3. In his sixth and final enumeration of error, Spitzer contends that the trial court applied the wrong measure of damages. Spitzer admitted at trial that he had not paid rental from September, 1973 until the premises were relet on April 1, 1974. However, he argues that the lease required that the lessee pay only the difference between the rental collected from the subsequent lessee and the greater amount called for under the original lease. Since the rent collected from the new tenant exceeded any loss of rental, Spitzer contends nothing is due under the contract. Spitzer's contention is correct as an abstract principle of law.
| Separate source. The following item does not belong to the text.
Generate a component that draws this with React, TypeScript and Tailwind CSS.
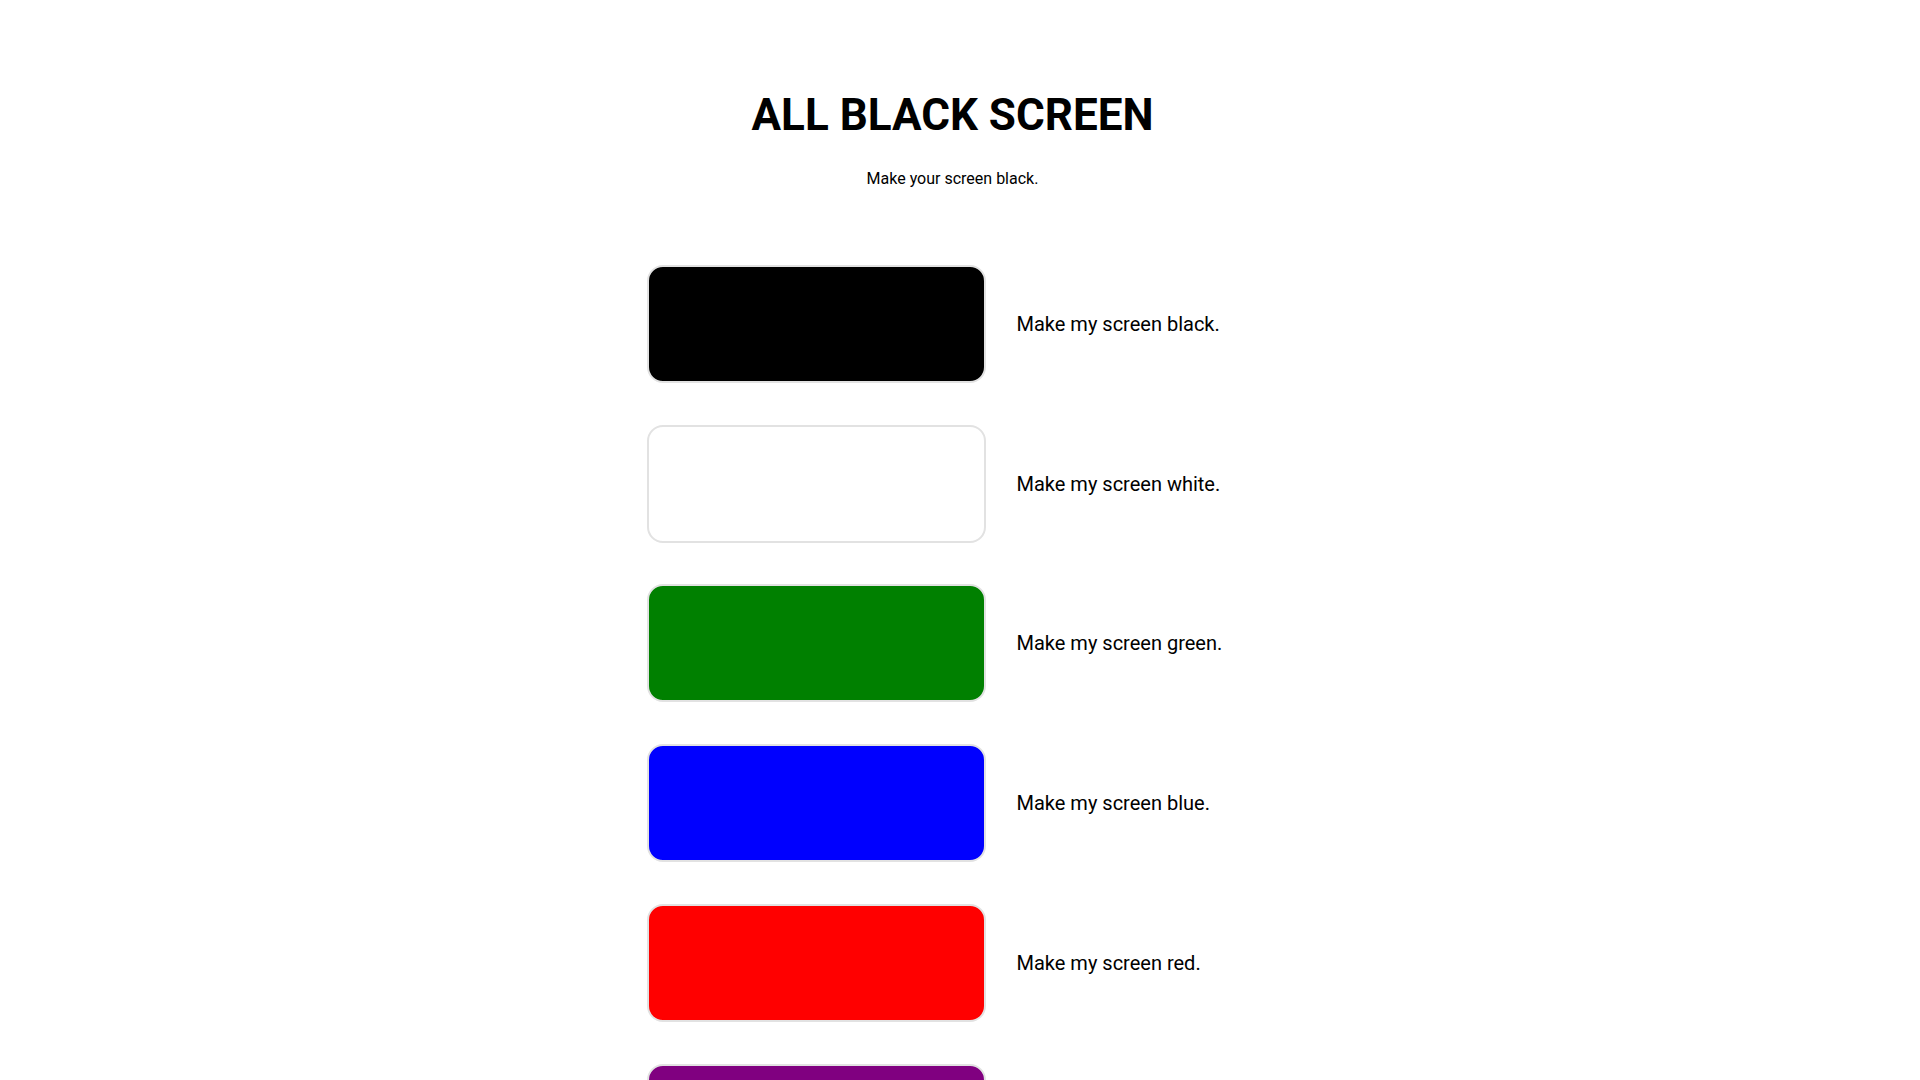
const colors = [
  { name: "black", bg: "bg-[#000000]" },
  { name: "white", bg: "bg-[#ffffff]" },
  { name: "green", bg: "bg-[#008000]" },
  { name: "blue", bg: "bg-[#0000ff]" },
  { name: "red", bg: "bg-[#ff0000]" },
  { name: "purple", bg: "bg-[#800080]" },
  { name: "yellow", bg: "bg-[#ffff00]" },
  { name: "orange", bg: "bg-[#ffa500]" },
  { name: "pink", bg: "bg-[#ffc0cb]" },
  { name: "gray", bg: "bg-[#808080]" },
  { name: "brown", bg: "bg-[#a52a2a]" },
  { name: "cyan", bg: "bg-[#00ffff]" },
  { name: "magenta", bg: "bg-[#ff00ff]" },
  { name: "navy", bg: "bg-[#000080]" },
  { name: "teal", bg: "bg-[#008080]" },
  { name: "maroon", bg: "bg-[#800000]" },
  { name: "olive", bg: "bg-[#808000]" }
];

function ColorRow({ name, bg }: { name: string; bg: string }) {
  return (
    <div className="flex w-[612px] flex-row items-center gap-[31px]">
      <button
        type="button"
        className={`h-[118px] w-[339px] shrink-0 cursor-pointer rounded-[16px] border-2 border-[#e2e2e2] ${bg}`}
        aria-label={`Make my screen ${name}.`}
      />
      <span className="text-[20px] leading-[28px] text-black">
        Make my screen {name}.
      </span>
    </div>
  );
}

export default function App() {
  return (
    <div className="flex min-h-screen w-full flex-col items-center bg-white pr-[15px] pb-[110px] font-['Roboto',sans-serif] text-black">
      <h1 className="mt-[89px] text-[44px] font-bold leading-[1.2]">
        ALL BLACK SCREEN
      </h1>
      <p className="mt-[25px] text-[16px] leading-[24px]">
        Make your screen black.
      </p>

      <div className="mt-[74px] flex flex-col items-center gap-[41.8px]">
        {colors.map((c) => (
          <ColorRow key={c.name} name={c.name} bg={c.bg} />
        ))}
      </div>
    </div>
  );
}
However, Selig Enterprises was not suing for the difference in rentals (there being no loss) but sued for the payments not paid by Spitzer during the period of default and prior to the reletting of the property. Selig Enterprises was entitled to sue for this loss. Dehco, Inc. v. Greenberg, 105 Ga. App. 236
, 238 (124 SE2d 311
). The money verdict was consistent with the amount of lost rent. The trial court did not err in applying the measure of damages as one of missed payments.
Fine & Block, Rollin E. Mallernee, II, for appellee.